The molecular structure of AY651061, as revealed by our study, is highly reminiscent of findings in full-length sequences of another member of the genus Flavivirus, i.e. GB virus C (GBV-C), a pathogen closely related to HCV (Simons et al. 1995). In GBV-C, numerous homologous recombinations were detected, leading to the formation of genomes with a rather complex mosaic composition (Twiddy and Holmes, 2003). Worobey and Holmes (2001), for instance, reported on three such GBV-C sequences, one of which showed signs of no less then nine apparent recombination events involving genetic material from at least four different sources and three GBV-C subtypes. Besides the observations in GBV-C sequences, multiple recombinations were also detected in a number of mosquito-borne flaviviruses, among them different serotypes of dengue virus (Holmes et al. 1999; Worobey et al. 1999; Tolou et al. 2001; Twiddy and Holmes, 2003), Japanese encephalitis virus (Twiddy and Holmes, 2003; Gould et al. 2004), and St. Louis encephalitis virus (Twiddy and Holmes, 2003).

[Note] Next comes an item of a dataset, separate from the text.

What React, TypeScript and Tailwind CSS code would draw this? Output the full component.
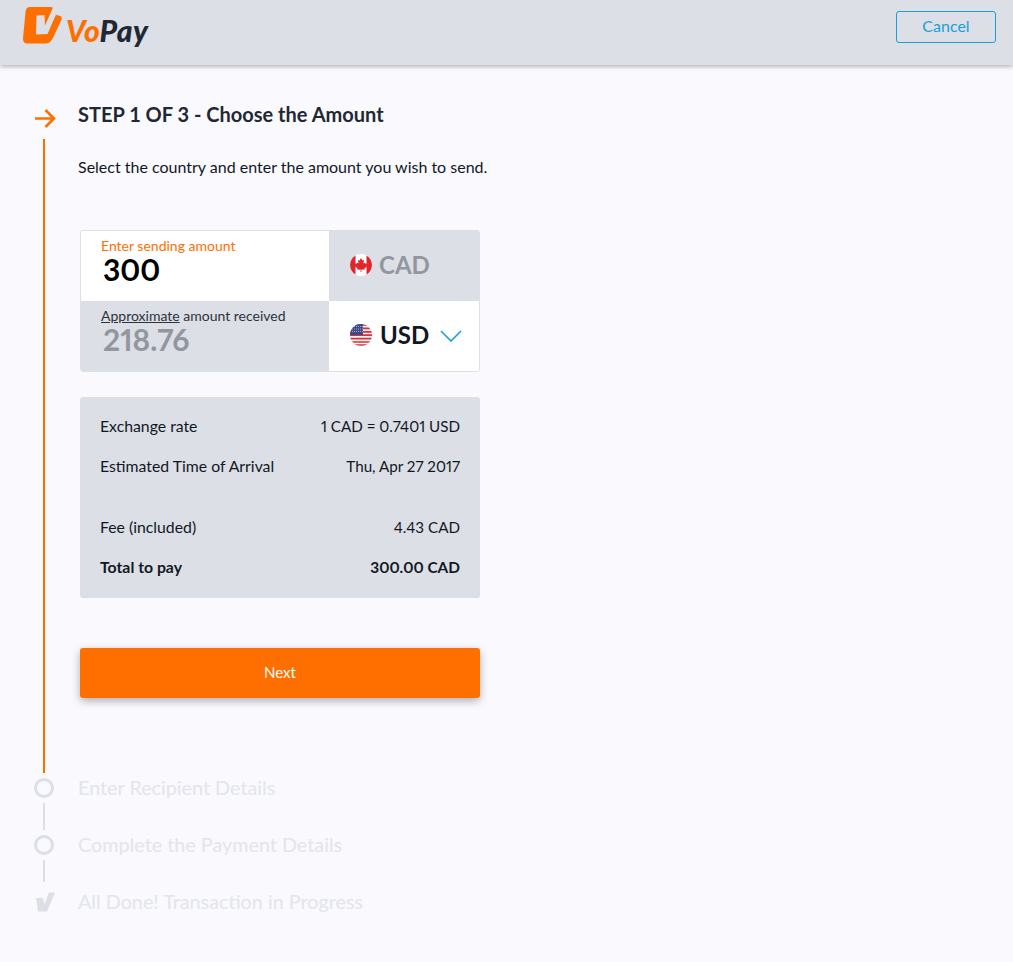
const FONT = "font-['Lato','Open_Sans',sans-serif]";

function Logo() {
  return (
    <div className="flex items-start">
      <svg width="42" height="40" viewBox="0 0 42 40" className="shrink-0">
        <path
          d="M8 1 H29 Q31.5 1 31 3.5 L31 8.5 Q32 8 33.5 8.5 L38 10 Q40.5 11 39.5 13.5 L31 32 Q28.5 37.5 23 37.5 H6 Q0.5 37.5 1 32 L3.5 6 Q4 1 8 1 Z"
          fill="#ff6f00"
        />
        <path d="M14.5 9.5 L22.5 9 L23 19.5 L31 1.5 L34 8.5 L25.5 28 L14 28.5 Z" fill="#dcdfe6" />
      </svg>
      <span className="ml-[2px] mt-[9px] text-[30px] leading-none font-black italic tracking-[0.4px]">
        <span className="text-[#ff6f00]">Vo</span>
        <span className="text-[#1f2833]">Pay</span>
      </span>
    </div>
  );
}

function CanadaFlag() {
  return (
    <svg width="22" height="22" viewBox="0 0 22 22" className="shrink-0">
      <circle cx="11" cy="11" r="11" fill="#ffffff" />
      <path d="M5.5 1.5 A11 11 0 0 0 5.5 20.5 Z" fill="#e0262c" />
      <path d="M16.5 1.5 A11 11 0 0 1 16.5 20.5 Z" fill="#e0262c" />
      <path
        d="M11 4 L12.4 6.6 L14 5.8 L13.4 9.4 L15 8.4 L15.5 9.8 L17.3 9.5 L16.7 11.6 L17.5 12.1 L14.4 14.6 L14.8 15.8 L11.4 15.4 L11.4 18 L10.6 18 L10.6 15.4 L7.2 15.8 L7.6 14.6 L4.5 12.1 L5.3 11.6 L4.7 9.5 L6.5 9.8 L7 8.4 L8.6 9.4 L8 5.8 L9.6 6.6 Z"
        fill="#e0262c"
      />
    </svg>
  );
}

function UsaFlag() {
  return (
    <svg width="22" height="22" viewBox="0 0 22 22" className="shrink-0">
      <defs>
        <clipPath id="usa-circle">
          <circle cx="11" cy="11" r="11" />
        </clipPath>
      </defs>
      <g clipPath="url(#usa-circle)">
        <rect width="22" height="22" fill="#f4f1f3" />
        <path
          d="M0 1 H22 M0 4.4 H22 M0 7.8 H22 M0 11.2 H22 M0 14.6 H22 M0 18 H22 M0 21 H22"
          stroke="#d9303a"
          strokeWidth="1.7"
        />
        <rect width="13" height="11" fill="#3c4a86" />
        <path d="M0 2.5 H13 M0 5 H13 M0 7.5 H13" stroke="#c3c8e0" strokeWidth="0.8" strokeDasharray="1 1" />
      </g>
    </svg>
  );
}

function InfoRow({ label, value, bold, className }: { label: string; value: string; bold?: boolean; className?: string }) {
  return (
    <div
      className={`flex h-5 items-baseline justify-between text-[#12181f] ${bold ? "font-bold" : ""} ${className ?? ""}`}
    >
      <span className="text-[15.8px] leading-5">{label}</span>
      <span className={`proportional-nums leading-5 ${bold ? "text-[15.4px]" : "text-[15.2px]"}`}>{value}</span>
    </div>
  );
}

function PendingStep({ label, icon }: { label: string; icon: "circle" | "check" }) {
  return (
    <div className="flex h-5 items-center">
      <div className="flex w-5 justify-center">
        {icon === "circle" ? (
          <div className="h-5 w-5 rounded-full border-[3px] border-[#dcdfe6]" />
        ) : (
          <svg width="20" height="20" viewBox="0 0 20 20" className="ml-[2px] shrink-0">
            <path d="M1 6 L8 6 L9.5 12 L14 0.5 L20 0.5 L12 19.5 L3 19.5 Z" fill="#dcdfe6" />
          </svg>
        )}
      </div>
      <span className="ml-6 text-[19.8px] text-[#e3e5eb]">{label}</span>
    </div>
  );
}

export default function App() {
  return (
    <div className={`${FONT} min-h-[962px] bg-[#f9f9fe]`}>
      <header className="flex h-[65px] items-start justify-between bg-[#dcdfe6] pl-[22px] pr-[17px] pt-[6px] shadow-[0_2px_4px_rgba(0,0,0,0.25)]">
        <Logo />
        <button
          type="button"
          className="mt-[5px] h-8 w-[100px] rounded-[3px] border border-[#1a9fd8] pb-[2px] text-[16px] text-[#1a9fd8]"
        >
          Cancel
        </button>
      </header>

      <main className="pl-[34px] pt-[38px]">
        <div className="flex">
          <div className="flex w-5 flex-col items-center pt-[5px]">
            <svg width="24" height="20" viewBox="0 0 24 20" className="shrink-0">
              <path d="M3 10.5 H22 M13.5 2 L22 10.5 L13.5 19" fill="none" stroke="#ff6f00" strokeWidth="2.6" />
            </svg>
            <div className="mt-[11px] w-[2px] flex-1 bg-[#ff6f00]" />
          </div>
          <div className="ml-6 h-[670px]">
            <h1 className="text-[20px] font-bold leading-[22px] text-[#1f2833]">STEP 1 OF 3 - Choose the Amount</h1>
            <p className="mt-[32px] text-[16px] leading-5 text-[#12181f]">
              Select the country and enter the amount you wish to send.
            </p>

            <div className="ml-[2px] mt-[53px] w-[400px]">
              <div className="overflow-hidden rounded-[3px] border border-[#dcdfe6]">
                <div className="flex h-[70px]">
                  <div className="w-[248px] bg-white pl-5 pt-[7px]">
                    <div className="text-[14px] leading-4 text-[#ff6f00]">Enter sending amount</div>
                    <div className="ml-[2px] text-[30px] font-bold leading-[31px] text-black proportional-nums">300</div>
                  </div>
                  <div className="flex flex-1 items-center bg-[#dcdfe6] pb-[2px] pl-[21px]">
                    <CanadaFlag />
                    <span className="ml-[7px] text-[24px] font-bold text-[#92969e]">CAD</span>
                  </div>
                </div>
                <div className="flex h-[70px]">
                  <div className="w-[248px] bg-[#dcdfe6] pl-5 pt-[7px]">
                    <div className="text-[14px] leading-4 text-[#2d333b]">
                      <span className="underline">Approximate</span> amount received
                    </div>
                    <div className="ml-[2px] text-[30px] font-bold leading-[31px] text-[#92969e] proportional-nums">
                      218.76
                    </div>
                  </div>
                  <div className="flex flex-1 items-center bg-white pb-[2px] pl-[21px]">
                    <UsaFlag />
                    <span className="ml-[8px] text-[24px] font-bold text-[#12181f]">USD</span>
                    <svg width="22" height="12" viewBox="0 0 22 12" className="ml-[11px] mt-[2px]">
                      <path d="M1 1 L11 11 L21 1" fill="none" stroke="#1a9fd8" strokeWidth="1.6" />
                    </svg>
                  </div>
                </div>
              </div>

              <div className="mt-[25px] h-[201px] rounded-[3px] bg-[#dcdfe6] px-5 pt-[19px]">
                <InfoRow label="Exchange rate" value="1 CAD = 0.7401 USD" />
                <InfoRow label="Estimated Time of Arrival" value="Thu, Apr 27 2017" className="mt-5" />
                <InfoRow label="Fee (included)" value="4.43 CAD" className="mt-[41px]" />
                <InfoRow label="Total to pay" value="300.00 CAD" bold className="mt-5" />
              </div>

              <button
                type="button"
                className="mt-[50px] h-[50px] w-full rounded-[3px] bg-[#ff6f00] pb-[2px] text-[15px] text-white shadow-[0_3px_8px_rgba(0,0,0,0.3)]"
              >
                Next
              </button>
            </div>
          </div>
        </div>

        <div className="mt-[5px]">
          <PendingStep label="Enter Recipient Details" icon="circle" />
          <div className="ml-[9px] my-[5px] h-[27px] w-[2px] bg-[#dcdfe6]" />
          <PendingStep label="Complete the Payment Details" icon="circle" />
          <div className="ml-[9px] mt-[5px] mb-[10px] h-[22px] w-[2px] bg-[#dcdfe6]" />
          <PendingStep label="All Done! Transaction in Progress" icon="check" />
        </div>
      </main>
    </div>
  );
}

Our first observation on a complex mosaic genome pattern in HCV, has to be confirmed and extended by further reports. In the light of the ever increasing amount of HCV sequences available in publically accessible databases, the growing awareness of the possibility of HCV recombination, and the advent of more powerful biomathematical tools that facilitate the detection and characterisation of multiple recombination events (Worobey and Holmes, 1999), we are confident that more sequences will eventually be added to the list of complex mosaic HCV genomes. However, they will probably remain a limited fraction of all available HCV genome sequences. Undoubtedly, the recognition of additional multiple recombinant HCV forms will raise numerous new questions related to HCV research and may also lead to a reconsideration of the current concept of HCV genotyping which is essentially based on the intrinsic assumption that the genotype and subtype assignment inferred from one region also holds true for the genome as a whole (Nolte, 2001; Simmonds et al. 2005; Weck, 2005).

Acknowledgements

These investigations were supported in part by grants from the German Federal Ministry of Education and Science (HepNet projects 2.2 and 4.2) and the German Federal Ministry of Health (grant by the Robert Koch Institute to the German National Reference Centre for Hepatitis C). The authors are grateful to Frank-Michael Schmidt, EngD (Essen, Germany), for his help in getting access to patent US7348011B2.

Footnotes

Conflict of Interest

The authors declare that they do not have any conflict of interest.